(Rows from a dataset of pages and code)

"""

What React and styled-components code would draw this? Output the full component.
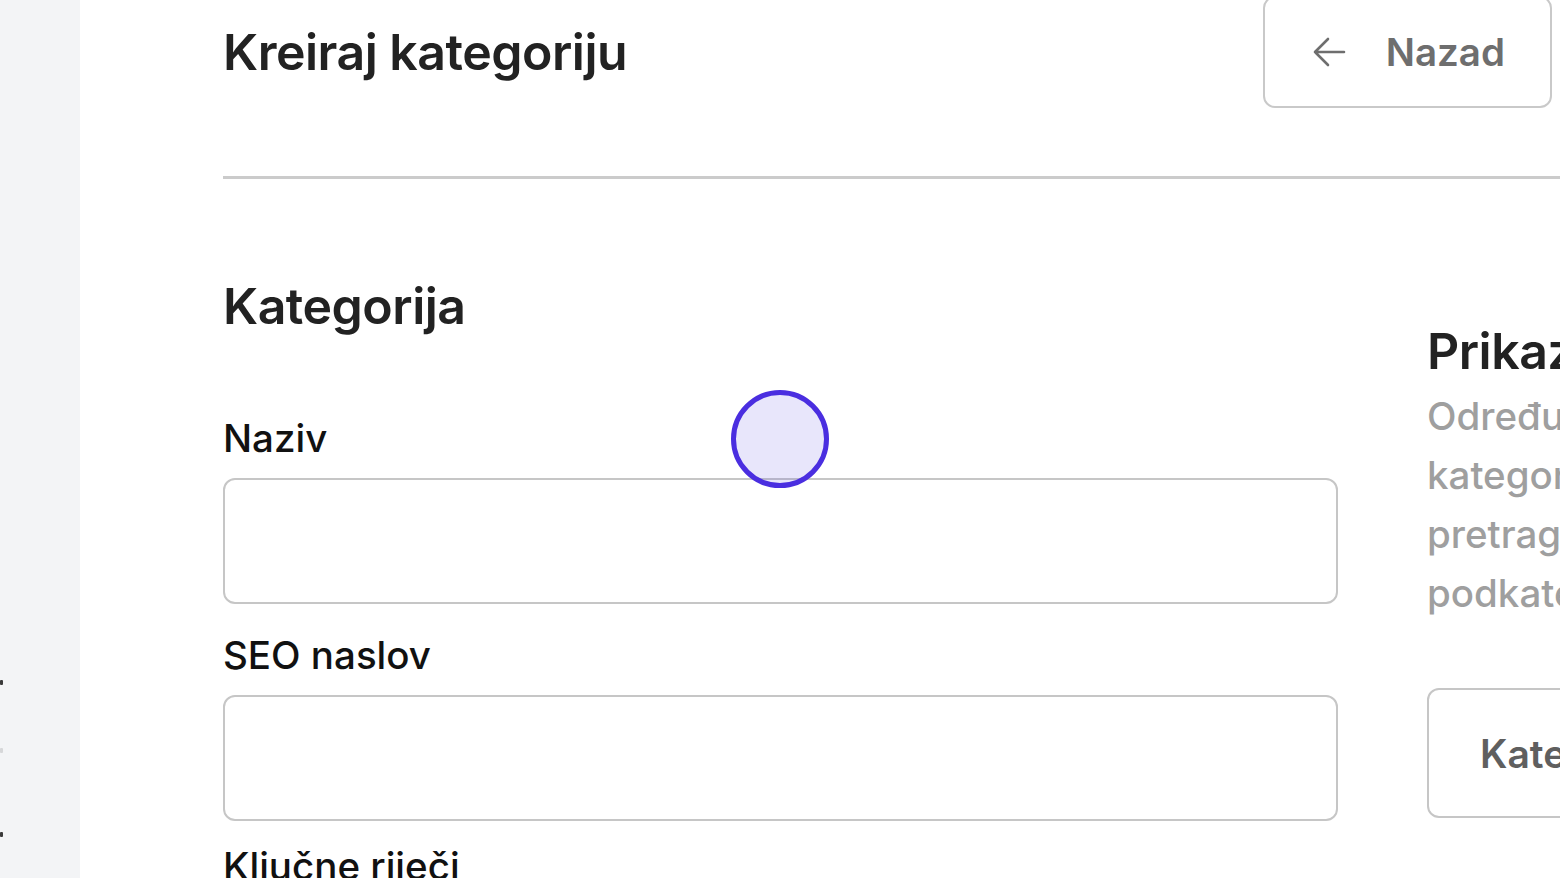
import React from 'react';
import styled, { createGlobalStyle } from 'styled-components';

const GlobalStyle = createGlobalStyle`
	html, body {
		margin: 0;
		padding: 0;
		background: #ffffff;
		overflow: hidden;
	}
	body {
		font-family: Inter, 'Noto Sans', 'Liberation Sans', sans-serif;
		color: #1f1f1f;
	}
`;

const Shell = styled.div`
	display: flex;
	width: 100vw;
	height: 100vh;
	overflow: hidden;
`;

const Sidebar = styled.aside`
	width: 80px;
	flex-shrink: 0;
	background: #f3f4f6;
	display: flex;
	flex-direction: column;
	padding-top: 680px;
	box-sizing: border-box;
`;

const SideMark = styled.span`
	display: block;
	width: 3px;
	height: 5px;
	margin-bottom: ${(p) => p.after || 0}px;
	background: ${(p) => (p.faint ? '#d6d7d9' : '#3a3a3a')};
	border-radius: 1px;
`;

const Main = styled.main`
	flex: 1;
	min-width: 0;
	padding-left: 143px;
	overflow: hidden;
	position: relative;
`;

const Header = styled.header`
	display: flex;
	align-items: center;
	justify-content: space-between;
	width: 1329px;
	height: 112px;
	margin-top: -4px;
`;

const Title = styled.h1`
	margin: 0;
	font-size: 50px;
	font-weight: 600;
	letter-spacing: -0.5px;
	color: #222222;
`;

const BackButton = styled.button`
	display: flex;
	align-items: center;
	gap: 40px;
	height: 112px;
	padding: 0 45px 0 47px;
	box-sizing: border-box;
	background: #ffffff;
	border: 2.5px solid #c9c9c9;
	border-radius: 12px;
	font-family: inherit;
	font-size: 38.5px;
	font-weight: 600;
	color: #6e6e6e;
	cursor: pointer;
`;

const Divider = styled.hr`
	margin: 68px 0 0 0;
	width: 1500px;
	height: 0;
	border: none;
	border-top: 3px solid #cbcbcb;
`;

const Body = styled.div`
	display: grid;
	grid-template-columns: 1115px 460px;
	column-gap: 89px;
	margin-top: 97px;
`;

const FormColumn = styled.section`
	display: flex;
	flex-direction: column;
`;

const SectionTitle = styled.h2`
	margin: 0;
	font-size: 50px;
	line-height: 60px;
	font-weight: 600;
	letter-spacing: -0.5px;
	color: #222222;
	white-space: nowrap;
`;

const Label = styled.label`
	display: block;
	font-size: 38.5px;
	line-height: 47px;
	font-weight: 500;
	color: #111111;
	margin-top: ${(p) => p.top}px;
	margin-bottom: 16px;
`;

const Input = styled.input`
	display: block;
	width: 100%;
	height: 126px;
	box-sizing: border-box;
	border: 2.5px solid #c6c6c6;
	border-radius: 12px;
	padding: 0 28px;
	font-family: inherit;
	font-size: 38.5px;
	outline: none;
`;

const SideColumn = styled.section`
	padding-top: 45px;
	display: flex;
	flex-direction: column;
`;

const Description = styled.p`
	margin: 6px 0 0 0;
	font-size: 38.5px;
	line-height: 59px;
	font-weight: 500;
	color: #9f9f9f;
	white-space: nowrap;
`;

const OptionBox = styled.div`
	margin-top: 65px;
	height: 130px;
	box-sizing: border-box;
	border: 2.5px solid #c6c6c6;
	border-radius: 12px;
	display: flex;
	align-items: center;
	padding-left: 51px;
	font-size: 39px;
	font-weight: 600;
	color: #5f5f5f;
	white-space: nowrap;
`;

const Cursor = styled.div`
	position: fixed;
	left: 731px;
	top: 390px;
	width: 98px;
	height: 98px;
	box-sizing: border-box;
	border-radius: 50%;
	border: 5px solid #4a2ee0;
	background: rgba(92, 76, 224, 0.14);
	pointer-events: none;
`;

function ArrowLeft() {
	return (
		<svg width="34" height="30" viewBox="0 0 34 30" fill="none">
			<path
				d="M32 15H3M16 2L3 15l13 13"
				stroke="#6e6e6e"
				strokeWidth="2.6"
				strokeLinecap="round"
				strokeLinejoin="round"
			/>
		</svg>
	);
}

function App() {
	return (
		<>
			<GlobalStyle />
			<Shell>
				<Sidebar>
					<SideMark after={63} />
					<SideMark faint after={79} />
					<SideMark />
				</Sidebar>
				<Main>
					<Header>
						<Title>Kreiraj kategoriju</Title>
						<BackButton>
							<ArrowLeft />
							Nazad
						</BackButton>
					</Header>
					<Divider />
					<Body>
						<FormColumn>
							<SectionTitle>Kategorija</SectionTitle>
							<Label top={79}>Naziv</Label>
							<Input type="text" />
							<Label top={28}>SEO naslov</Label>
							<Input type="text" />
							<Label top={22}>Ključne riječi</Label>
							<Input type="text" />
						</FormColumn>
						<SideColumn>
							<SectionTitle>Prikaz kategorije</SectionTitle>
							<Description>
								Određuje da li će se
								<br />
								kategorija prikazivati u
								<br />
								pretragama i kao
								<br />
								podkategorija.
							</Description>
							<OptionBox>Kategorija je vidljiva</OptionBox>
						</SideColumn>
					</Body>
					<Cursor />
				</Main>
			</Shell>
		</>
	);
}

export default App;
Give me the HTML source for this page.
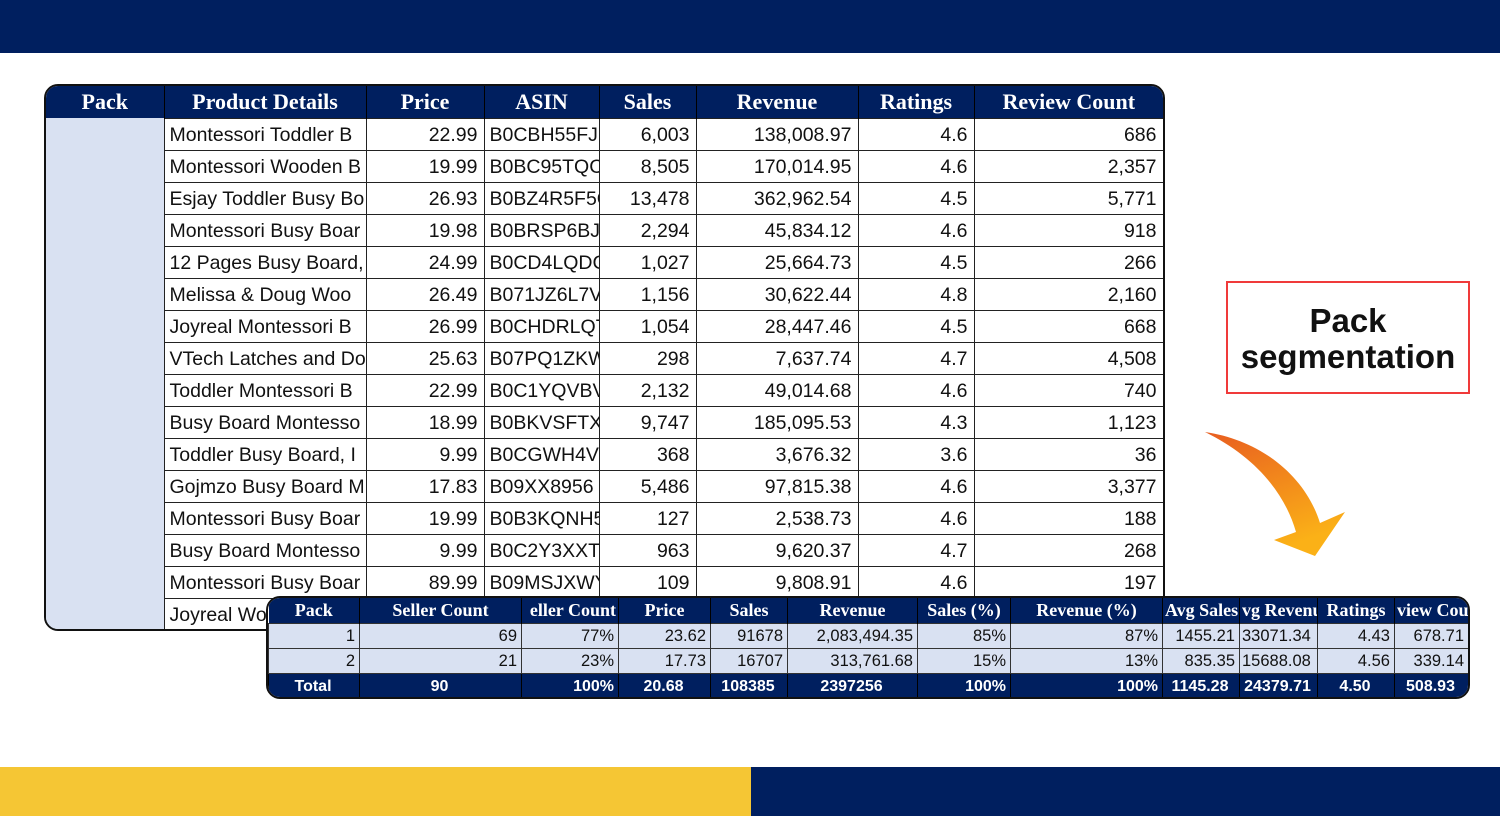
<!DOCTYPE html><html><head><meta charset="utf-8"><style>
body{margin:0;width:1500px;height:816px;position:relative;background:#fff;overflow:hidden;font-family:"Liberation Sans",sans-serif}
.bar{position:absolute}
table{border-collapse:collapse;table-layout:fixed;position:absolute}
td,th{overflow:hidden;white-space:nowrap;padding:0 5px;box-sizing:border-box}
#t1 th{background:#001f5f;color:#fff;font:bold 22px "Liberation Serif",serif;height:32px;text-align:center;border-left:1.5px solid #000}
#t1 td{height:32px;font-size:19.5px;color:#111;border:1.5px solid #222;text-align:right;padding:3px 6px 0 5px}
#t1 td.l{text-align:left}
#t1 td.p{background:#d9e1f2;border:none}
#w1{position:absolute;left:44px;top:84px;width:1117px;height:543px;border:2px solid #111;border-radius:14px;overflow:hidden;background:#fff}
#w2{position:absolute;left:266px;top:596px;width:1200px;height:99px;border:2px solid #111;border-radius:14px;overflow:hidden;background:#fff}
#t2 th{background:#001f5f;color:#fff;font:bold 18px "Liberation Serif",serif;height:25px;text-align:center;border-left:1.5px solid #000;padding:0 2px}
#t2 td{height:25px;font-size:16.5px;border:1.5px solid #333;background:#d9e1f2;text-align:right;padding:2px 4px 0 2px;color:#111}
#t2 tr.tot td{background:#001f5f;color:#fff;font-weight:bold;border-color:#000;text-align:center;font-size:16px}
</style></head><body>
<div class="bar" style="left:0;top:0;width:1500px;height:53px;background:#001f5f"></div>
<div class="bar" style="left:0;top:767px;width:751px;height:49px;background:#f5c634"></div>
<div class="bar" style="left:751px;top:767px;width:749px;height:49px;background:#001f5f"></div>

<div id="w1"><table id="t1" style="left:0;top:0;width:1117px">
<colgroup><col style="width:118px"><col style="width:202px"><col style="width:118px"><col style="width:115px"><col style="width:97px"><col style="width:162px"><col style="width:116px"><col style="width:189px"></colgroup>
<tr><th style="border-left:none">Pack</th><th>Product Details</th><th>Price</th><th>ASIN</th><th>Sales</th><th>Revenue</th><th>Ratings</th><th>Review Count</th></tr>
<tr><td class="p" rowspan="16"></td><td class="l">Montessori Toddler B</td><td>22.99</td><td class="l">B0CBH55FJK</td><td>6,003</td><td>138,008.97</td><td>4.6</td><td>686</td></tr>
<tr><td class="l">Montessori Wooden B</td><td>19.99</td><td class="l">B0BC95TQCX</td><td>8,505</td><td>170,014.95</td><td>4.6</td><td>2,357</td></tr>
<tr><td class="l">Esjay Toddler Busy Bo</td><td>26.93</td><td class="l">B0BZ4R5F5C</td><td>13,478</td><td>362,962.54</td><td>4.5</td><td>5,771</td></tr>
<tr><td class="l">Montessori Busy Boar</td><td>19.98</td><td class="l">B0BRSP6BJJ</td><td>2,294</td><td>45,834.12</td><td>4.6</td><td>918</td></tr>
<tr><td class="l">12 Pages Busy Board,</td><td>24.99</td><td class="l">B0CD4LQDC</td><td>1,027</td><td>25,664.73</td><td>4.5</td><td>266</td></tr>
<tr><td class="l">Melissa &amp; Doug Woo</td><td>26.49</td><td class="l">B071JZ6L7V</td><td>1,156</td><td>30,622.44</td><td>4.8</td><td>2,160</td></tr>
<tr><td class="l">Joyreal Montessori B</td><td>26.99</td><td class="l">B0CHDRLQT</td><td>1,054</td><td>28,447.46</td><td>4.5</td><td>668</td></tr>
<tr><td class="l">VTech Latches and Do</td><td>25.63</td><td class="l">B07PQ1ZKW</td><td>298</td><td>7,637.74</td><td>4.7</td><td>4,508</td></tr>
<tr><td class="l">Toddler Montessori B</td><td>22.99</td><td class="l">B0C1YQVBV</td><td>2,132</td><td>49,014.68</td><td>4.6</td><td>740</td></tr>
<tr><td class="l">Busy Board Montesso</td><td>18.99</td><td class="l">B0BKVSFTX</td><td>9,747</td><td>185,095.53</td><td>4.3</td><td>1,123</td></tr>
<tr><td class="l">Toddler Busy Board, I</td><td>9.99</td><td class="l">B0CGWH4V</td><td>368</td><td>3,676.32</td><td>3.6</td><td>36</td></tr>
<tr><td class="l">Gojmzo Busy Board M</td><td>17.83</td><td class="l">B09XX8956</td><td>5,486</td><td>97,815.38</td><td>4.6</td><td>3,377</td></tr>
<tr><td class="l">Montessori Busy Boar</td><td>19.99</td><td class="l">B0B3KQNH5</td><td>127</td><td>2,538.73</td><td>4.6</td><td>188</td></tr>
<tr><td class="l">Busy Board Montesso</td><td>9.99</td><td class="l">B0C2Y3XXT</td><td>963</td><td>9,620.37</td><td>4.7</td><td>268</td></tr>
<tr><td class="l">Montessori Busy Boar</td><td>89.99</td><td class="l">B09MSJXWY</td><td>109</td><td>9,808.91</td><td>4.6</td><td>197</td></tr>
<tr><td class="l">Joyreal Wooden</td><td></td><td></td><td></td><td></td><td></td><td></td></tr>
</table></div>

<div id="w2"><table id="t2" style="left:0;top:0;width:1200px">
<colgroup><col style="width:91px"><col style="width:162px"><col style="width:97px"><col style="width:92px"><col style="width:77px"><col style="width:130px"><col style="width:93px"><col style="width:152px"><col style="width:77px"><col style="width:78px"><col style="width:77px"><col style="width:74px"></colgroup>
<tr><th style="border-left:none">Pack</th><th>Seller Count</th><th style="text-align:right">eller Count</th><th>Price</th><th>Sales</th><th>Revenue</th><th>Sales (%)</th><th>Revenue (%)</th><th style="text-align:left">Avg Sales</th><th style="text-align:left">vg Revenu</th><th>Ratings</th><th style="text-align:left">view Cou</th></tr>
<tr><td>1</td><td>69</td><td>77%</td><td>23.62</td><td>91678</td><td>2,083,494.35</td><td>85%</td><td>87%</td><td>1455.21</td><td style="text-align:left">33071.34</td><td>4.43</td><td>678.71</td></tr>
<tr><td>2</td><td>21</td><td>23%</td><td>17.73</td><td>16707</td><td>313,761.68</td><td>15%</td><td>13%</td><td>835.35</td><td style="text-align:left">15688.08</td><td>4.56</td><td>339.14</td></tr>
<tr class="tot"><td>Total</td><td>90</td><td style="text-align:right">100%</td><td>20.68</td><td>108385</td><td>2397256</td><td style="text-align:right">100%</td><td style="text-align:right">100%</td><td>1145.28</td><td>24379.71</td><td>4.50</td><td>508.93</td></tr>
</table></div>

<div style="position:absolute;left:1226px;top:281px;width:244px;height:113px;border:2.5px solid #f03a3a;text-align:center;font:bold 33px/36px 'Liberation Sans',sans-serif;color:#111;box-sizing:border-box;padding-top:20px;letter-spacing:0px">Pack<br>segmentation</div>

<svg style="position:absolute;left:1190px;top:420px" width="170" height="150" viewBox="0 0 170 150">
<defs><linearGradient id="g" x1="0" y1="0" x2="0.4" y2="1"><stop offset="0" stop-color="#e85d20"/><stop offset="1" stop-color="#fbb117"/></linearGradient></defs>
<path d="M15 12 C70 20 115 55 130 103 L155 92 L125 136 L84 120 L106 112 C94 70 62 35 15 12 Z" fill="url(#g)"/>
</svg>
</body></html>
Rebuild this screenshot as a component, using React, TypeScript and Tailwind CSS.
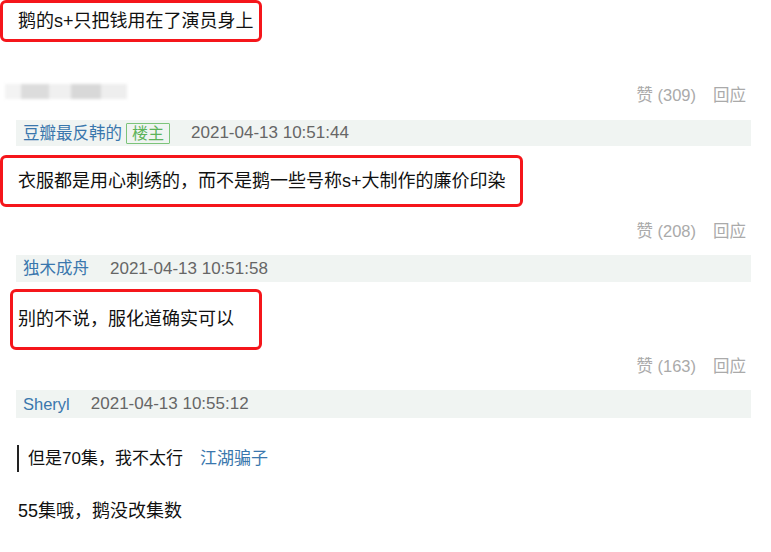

"""

Objective:
Calculate how many lines of the material include the string "React", and state that number by itself.

Answer to this exercise:
3